Journey into a world of happy hookings and bad bookings via Rita Therese’s memoir, COME.

Rita Therese is a 25 year old sex worker, photographer, philosopher and writer who entered the sex industry at age 18 and has worked as a stripper, porn performer and escort.

Nimble, flexible and informed, COME revels in revealing some tricks are treats, others not so sweet, as Rita shares the vulnerabilities, techniques of the trade, encounters with good and not so good clients, and anxieties suffered in the profession of her choice.

In a chapter titled Whore Beauty she is explicit about bum pimples, haemorrhoids, thrush and coping with man cum during fellatio.
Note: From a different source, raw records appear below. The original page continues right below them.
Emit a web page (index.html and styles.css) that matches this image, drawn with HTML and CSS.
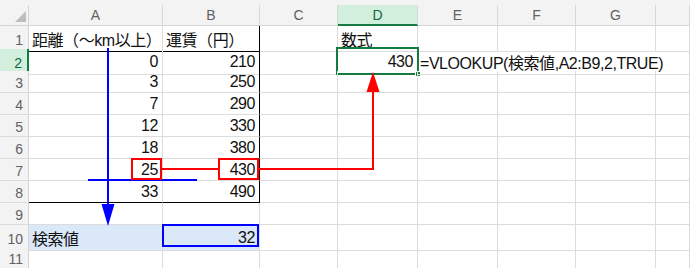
FILE: index.html
```html
<!DOCTYPE html>
<html lang="ja">
<head>
<meta charset="utf-8">
<title>VLOOKUP 近似一致</title>
<link rel="stylesheet" href="styles.css">
</head>
<body>
<div class="sheet">
  <div class="row head">
    <div class="corner"><span class="tri"></span></div>
    <div class="ch">A</div>
    <div class="ch">B</div>
    <div class="ch">C</div>
    <div class="ch active">D</div>
    <div class="ch">E</div>
    <div class="ch">F</div>
    <div class="ch">G</div>
    <div class="ch"></div>
  </div>

  <div class="row first">
    <div class="rh">1</div>
    <div class="c tb-b">距離（～km以上）</div>
    <div class="c tb-b tb-r">運賃（円）</div>
    <div class="c"></div>
    <div class="c">数式</div>
    <div class="c"></div>
    <div class="c"></div>
    <div class="c"></div>
    <div class="c"></div>
  </div>

  <div class="row">
    <div class="rh active">2</div>
    <div class="c num">0</div>
    <div class="c num tb-r">210</div>
    <div class="c"></div>
    <div class="c num selected">430<span class="sel"><span class="handle"></span></span></div>
    <div class="c spill">=VLOOKUP(検索値,A2:B9,2,TRUE)</div>
    <div class="c spill"></div>
    <div class="c spill"></div>
    <div class="c"></div>
  </div>

  <div class="row">
    <div class="rh">3</div>
    <div class="c num">3</div>
    <div class="c num tb-r">250</div>
    <div class="c"></div><div class="c"></div><div class="c"></div><div class="c"></div><div class="c"></div><div class="c"></div>
  </div>

  <div class="row">
    <div class="rh">4</div>
    <div class="c num">7</div>
    <div class="c num tb-r">290</div>
    <div class="c"></div><div class="c"></div><div class="c"></div><div class="c"></div><div class="c"></div><div class="c"></div>
  </div>

  <div class="row">
    <div class="rh">5</div>
    <div class="c num">12</div>
    <div class="c num tb-r">330</div>
    <div class="c"></div><div class="c"></div><div class="c"></div><div class="c"></div><div class="c"></div><div class="c"></div>
  </div>

  <div class="row">
    <div class="rh">6</div>
    <div class="c num">18</div>
    <div class="c num tb-r">380</div>
    <div class="c"></div><div class="c"></div><div class="c"></div><div class="c"></div><div class="c"></div><div class="c"></div>
  </div>

  <div class="row">
    <div class="rh">7</div>
    <div class="c num">25</div>
    <div class="c num tb-r">430</div>
    <div class="c"></div><div class="c"></div><div class="c"></div><div class="c"></div><div class="c"></div><div class="c"></div>
  </div>

  <div class="row">
    <div class="rh">8</div>
    <div class="c num tb-b">33</div>
    <div class="c num tb-b tb-r">490</div>
    <div class="c"></div><div class="c"></div><div class="c"></div><div class="c"></div><div class="c"></div><div class="c"></div>
  </div>

  <div class="row">
    <div class="rh">9</div>
    <div class="c"></div><div class="c"></div><div class="c"></div><div class="c"></div><div class="c"></div><div class="c"></div><div class="c"></div><div class="c"></div>
  </div>

  <div class="row">
    <div class="rh">10</div>
    <div class="c fill">検索値</div>
    <div class="c num fill">32</div>
    <div class="c"></div><div class="c"></div><div class="c"></div><div class="c"></div><div class="c"></div><div class="c"></div>
  </div>

  <div class="row">
    <div class="rh">11</div>
    <div class="c"></div><div class="c"></div><div class="c"></div><div class="c"></div><div class="c"></div><div class="c"></div><div class="c"></div><div class="c"></div>
  </div>

  <!-- lookup annotations drawn over the grid -->
  <svg class="marks" width="690" height="268" viewBox="0 0 690 268" aria-hidden="true">
    <g fill="none" stroke="#0000ff" stroke-width="2">
      <line x1="108" y1="48" x2="108" y2="206"/>
      <line x1="88" y1="180" x2="197" y2="180"/>
      <rect x="163" y="225" width="95" height="21"/>
    </g>
    <polygon points="101.5,204 114.5,204 108,226" fill="#0000ff"/>
    <g fill="none" stroke="#ff0000" stroke-width="2">
      <rect x="132" y="159" width="29" height="20"/>
      <rect x="219" y="159" width="39" height="20"/>
      <line x1="162" y1="169" x2="218" y2="169"/>
      <polyline points="259,169 373,169 373,90"/>
    </g>
    <polygon points="373,72 366.5,92 379.5,92" fill="#ff0000"/>
  </svg>
</div>
</body>
</html>
```

FILE: styles.css
```css
* {
  box-sizing: border-box;
}

html, body {
  margin: 0;
  background: #ffffff;
}

.sheet {
  position: relative;
  width: 690px;
  height: 268px;
  overflow: hidden;
  font-family: "Liberation Sans", "Noto Sans CJK JP", sans-serif;
}

.row {
  display: grid;
  grid-template-columns: 29px 134px 97px 78px 80px 80px 78px 80px 34px;
  height: 22px;
}

/* column header strip */
.row.head {
  height: 26px;
  padding-top: 5px;
  background: #f3f3f3;
}

.row.first {
  height: 23px;
}

.corner {
  display: flex;
  align-items: flex-end;
  justify-content: flex-end;
  padding: 0 2px 3px 0;
  border-right: 1px solid #d4d4d4;
  border-bottom: 1px solid #d4d4d4;
}

.tri {
  width: 0;
  height: 0;
  border-left: 11px solid transparent;
  border-bottom: 11px solid #bdbdbd;
}

.ch {
  display: flex;
  align-items: center;
  justify-content: center;
  font-size: 14px;
  color: #616161;
  border-right: 1px solid #d9d9d9;
  border-bottom: 1px solid #d4d4d4;
}

.ch.active {
  background: #d2eedd;
  color: #0e6b39;
  border-bottom: 2px solid #137a40;
}

/* row numbers */
.rh {
  display: flex;
  align-items: center;
  justify-content: flex-end;
  padding: 2px 5px 0 0;
  font-size: 14px;
  color: #616161;
  background: #f3f3f3;
  border-right: 1px solid #d4d4d4;
  border-bottom: 1px solid #dcdcdc;
}

.rh.active {
  background: #d2eedd;
  color: #0e6b39;
  border-right: 2px solid #137a40;
}

/* cells */
.c {
  position: relative;
  display: flex;
  align-items: center;
  padding: 1px 3px 0 3px;
  font-size: 16px;
  letter-spacing: -0.45px;
  color: #111111;
  white-space: nowrap;
  border-right: 1px solid #dcdcdc;
  border-bottom: 1px solid #dcdcdc;
}

.c.num {
  justify-content: flex-end;
  padding-right: 4px;
}

.c.spill {
  border-right-color: transparent;
  padding-left: 2px;
}

.c.tb-b {
  border-bottom-color: #000000;
}

.c.tb-r {
  border-right-color: #000000;
}

.c.fill {
  background: #dae8f7;
}

/* active cell frame with fill handle */
.sel {
  position: absolute;
  left: -2px;
  top: -2px;
  right: -2px;
  bottom: -1px;
  border: 2px solid #137a40;
}

.handle {
  position: absolute;
  right: -4px;
  bottom: -4px;
  width: 6px;
  height: 6px;
  background: #137a40;
  border: 1px solid #ffffff;
}

.marks {
  position: absolute;
  left: 0;
  top: 0;
  pointer-events: none;
}
```
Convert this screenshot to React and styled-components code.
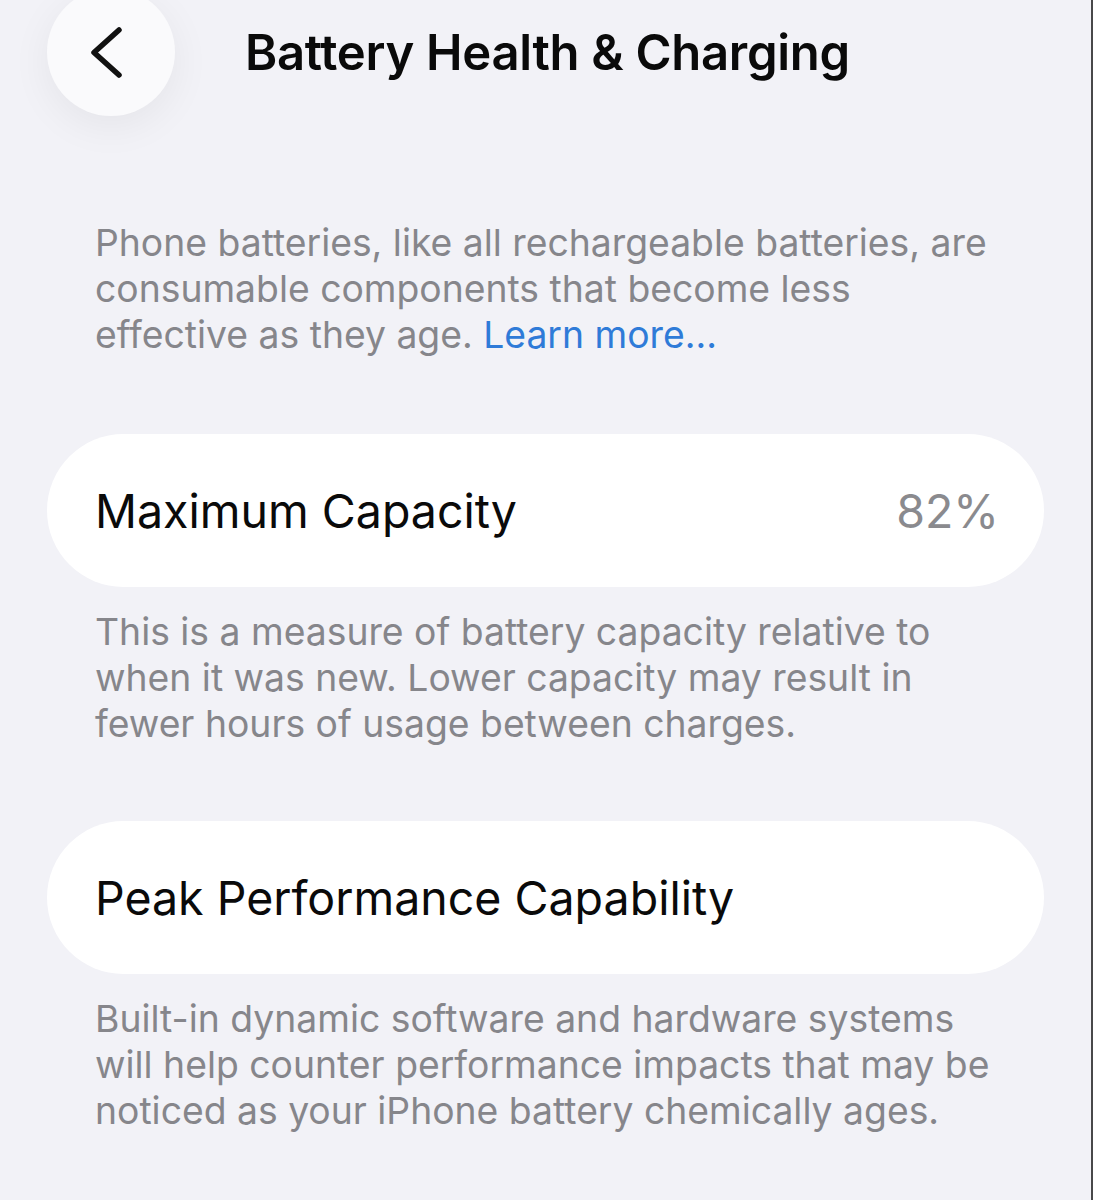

There is a disarming honesty that threads through this volume of vice that provides a counter intuitive virtue.

She speaks passionately about the rights and agency of sex workers, shame, body image and sexuality and the delights in being a someone society deems a ‘deviant’.

Delighting in the designation, deviant, has a down side, however, as friends and lovers suffer from delusions of adequacy. Their lack of understanding is a damaging disappointment.

Rita confides that silence about her life, both professional and personal, was an open, festering wound, that could only be healed by using her voice.

With sex work, the obvious health risk is STD but COME sheds light on practitioners suffering PTSD. Rita grapples guilt at the PTSD diagnosis as popular opinion designates the disorder to participants of war. Hers is attributed to the suicides of her siblings, brothers, James and Peter.

There remains a stigma, a social distancing, ironically, about sex work, and COME seeks to deconstruct it with a brisk informality of style that is both self deprecating and totally self aware.

A celebration of the smutty, slutty, and salacious, COME is also a powerful story of loss, love and reclamation. Indecently entertaining.